Collected material:
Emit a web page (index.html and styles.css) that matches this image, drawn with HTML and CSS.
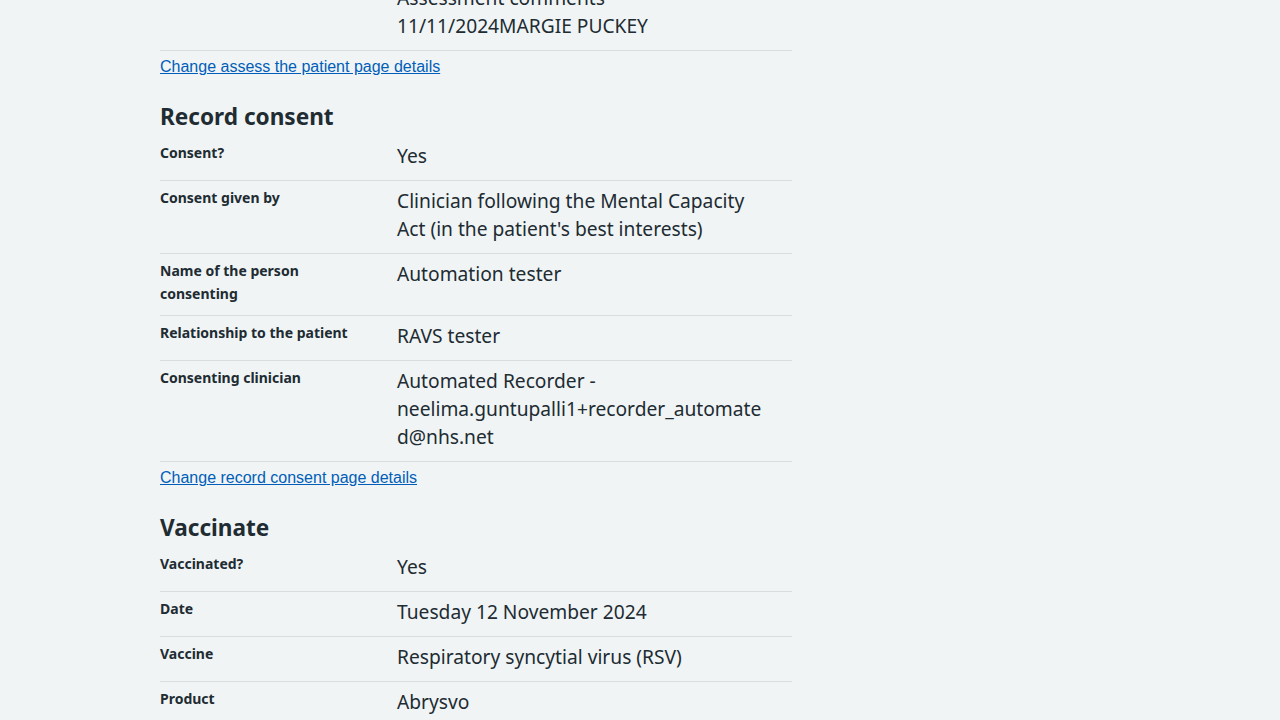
FILE: index.html
```html
<!DOCTYPE html>
<html lang="en">
<head>
<meta charset="utf-8">
<title>Check and confirm</title>
<link rel="stylesheet" href="styles.css">
</head>
<body>
<main class="page">
  <section class="section section--first">
    <dl class="summary">
      <div class="summary__row">
        <dt class="summary__key">Comments</dt>
        <dd class="summary__value">Assessment comments<br>11/11/2024MARGIE PUCKEY</dd>
      </div>
    </dl>
    <p class="change"><a class="change__link" href="#">Change assess the patient page details</a></p>
  </section>

  <section class="section">
    <h2 class="section__title">Record consent</h2>
    <dl class="summary">
      <div class="summary__row">
        <dt class="summary__key">Consent?</dt>
        <dd class="summary__value">Yes</dd>
      </div>
      <div class="summary__row">
        <dt class="summary__key">Consent given by</dt>
        <dd class="summary__value">Clinician following the Mental Capacity Act (in the patient's best interests)</dd>
      </div>
      <div class="summary__row">
        <dt class="summary__key">Name of the person consenting</dt>
        <dd class="summary__value">Automation tester</dd>
      </div>
      <div class="summary__row">
        <dt class="summary__key">Relationship to the patient</dt>
        <dd class="summary__value">RAVS tester</dd>
      </div>
      <div class="summary__row">
        <dt class="summary__key">Consenting clinician</dt>
        <dd class="summary__value">Automated Recorder - neelima.guntupalli1+recorder_automated@nhs.net</dd>
      </div>
    </dl>
    <p class="change"><a class="change__link" href="#">Change record consent page details</a></p>
  </section>

  <section class="section">
    <h2 class="section__title">Vaccinate</h2>
    <dl class="summary">
      <div class="summary__row">
        <dt class="summary__key">Vaccinated?</dt>
        <dd class="summary__value">Yes</dd>
      </div>
      <div class="summary__row">
        <dt class="summary__key">Date</dt>
        <dd class="summary__value">Tuesday 12 November 2024</dd>
      </div>
      <div class="summary__row">
        <dt class="summary__key">Vaccine</dt>
        <dd class="summary__value">Respiratory syncytial virus (RSV)</dd>
      </div>
      <div class="summary__row">
        <dt class="summary__key">Product</dt>
        <dd class="summary__value">Abrysvo</dd>
      </div>
    </dl>
  </section>
</main>
</body>
</html>
```
FILE: styles.css
```css
html, body {
  margin: 0;
  padding: 0;
  background: #f0f4f5;
}

body {
  font-family: "Noto Sans", "Open Sans", sans-serif;
  color: #212b32;
}

.page {
  width: 632px;
  margin: -22px 0 0 160px;
}

.section__title {
  margin: 0 0 3px;
  font-size: 22.6px;
  line-height: 32px;
  font-weight: 700;
}

.summary {
  margin: 0;
  padding: 0;
}

.summary__row {
  display: grid;
  grid-template-columns: 237px 1fr;
  border-bottom: 1px solid #d8dde0;
}

.summary__key {
  margin: 0;
  padding: 6px 24px 10px 0;
  font-size: 14px;
  line-height: 22.5px;
  font-weight: 700;
}

.summary__value {
  margin: 0;
  padding: 6px 24px 10px 0;
  font-size: 19.2px;
  line-height: 28px;
  overflow-wrap: break-word;
  word-wrap: break-word;
  min-width: 0;
}

.change {
  margin: 4px 0 22px;
  font-family: "Liberation Sans", Arial, sans-serif;
  font-size: 16px;
  line-height: 24px;
}

.change__link {
  color: #005eb8;
  text-decoration: underline;
}
```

Description of the task:
Extract the full listing exactly, with the pictures left out.

Exercise answer:
Emit a web page (index.html and styles.css) that matches this image, drawn with HTML and CSS.
FILE: index.html
```html
<!DOCTYPE html>
<html lang="en">
<head>
<meta charset="utf-8">
<title>Check and confirm</title>
<link rel="stylesheet" href="styles.css">
</head>
<body>
<main class="page">
  <section class="section section--first">
    <dl class="summary">
      <div class="summary__row">
        <dt class="summary__key">Comments</dt>
        <dd class="summary__value">Assessment comments<br>11/11/2024MARGIE PUCKEY</dd>
      </div>
    </dl>
    <p class="change"><a class="change__link" href="#">Change assess the patient page details</a></p>
  </section>

  <section class="section">
    <h2 class="section__title">Record consent</h2>
    <dl class="summary">
      <div class="summary__row">
        <dt class="summary__key">Consent?</dt>
        <dd class="summary__value">Yes</dd>
      </div>
      <div class="summary__row">
        <dt class="summary__key">Consent given by</dt>
        <dd class="summary__value">Clinician following the Mental Capacity Act (in the patient's best interests)</dd>
      </div>
      <div class="summary__row">
        <dt class="summary__key">Name of the person consenting</dt>
        <dd class="summary__value">Automation tester</dd>
      </div>
      <div class="summary__row">
        <dt class="summary__key">Relationship to the patient</dt>
        <dd class="summary__value">RAVS tester</dd>
      </div>
      <div class="summary__row">
        <dt class="summary__key">Consenting clinician</dt>
        <dd class="summary__value">Automated Recorder - neelima.guntupalli1+recorder_automated@nhs.net</dd>
      </div>
    </dl>
    <p class="change"><a class="change__link" href="#">Change record consent page details</a></p>
  </section>

  <section class="section">
    <h2 class="section__title">Vaccinate</h2>
    <dl class="summary">
      <div class="summary__row">
        <dt class="summary__key">Vaccinated?</dt>
        <dd class="summary__value">Yes</dd>
      </div>
      <div class="summary__row">
        <dt class="summary__key">Date</dt>
        <dd class="summary__value">Tuesday 12 November 2024</dd>
      </div>
      <div class="summary__row">
        <dt class="summary__key">Vaccine</dt>
        <dd class="summary__value">Respiratory syncytial virus (RSV)</dd>
      </div>
      <div class="summary__row">
        <dt class="summary__key">Product</dt>
        <dd class="summary__value">Abrysvo</dd>
      </div>
    </dl>
  </section>
</main>
</body>
</html>
```
FILE: styles.css
```css
html, body {
  margin: 0;
  padding: 0;
  background: #f0f4f5;
}

body {
  font-family: "Noto Sans", "Open Sans", sans-serif;
  color: #212b32;
}

.page {
  width: 632px;
  margin: -22px 0 0 160px;
}

.section__title {
  margin: 0 0 3px;
  font-size: 22.6px;
  line-height: 32px;
  font-weight: 700;
}

.summary {
  margin: 0;
  padding: 0;
}

.summary__row {
  display: grid;
  grid-template-columns: 237px 1fr;
  border-bottom: 1px solid #d8dde0;
}

.summary__key {
  margin: 0;
  padding: 6px 24px 10px 0;
  font-size: 14px;
  line-height: 22.5px;
  font-weight: 700;
}

.summary__value {
  margin: 0;
  padding: 6px 24px 10px 0;
  font-size: 19.2px;
  line-height: 28px;
  overflow-wrap: break-word;
  word-wrap: break-word;
  min-width: 0;
}

.change {
  margin: 4px 0 22px;
  font-family: "Liberation Sans", Arial, sans-serif;
  font-size: 16px;
  line-height: 24px;
}

.change__link {
  color: #005eb8;
  text-decoration: underline;
}
```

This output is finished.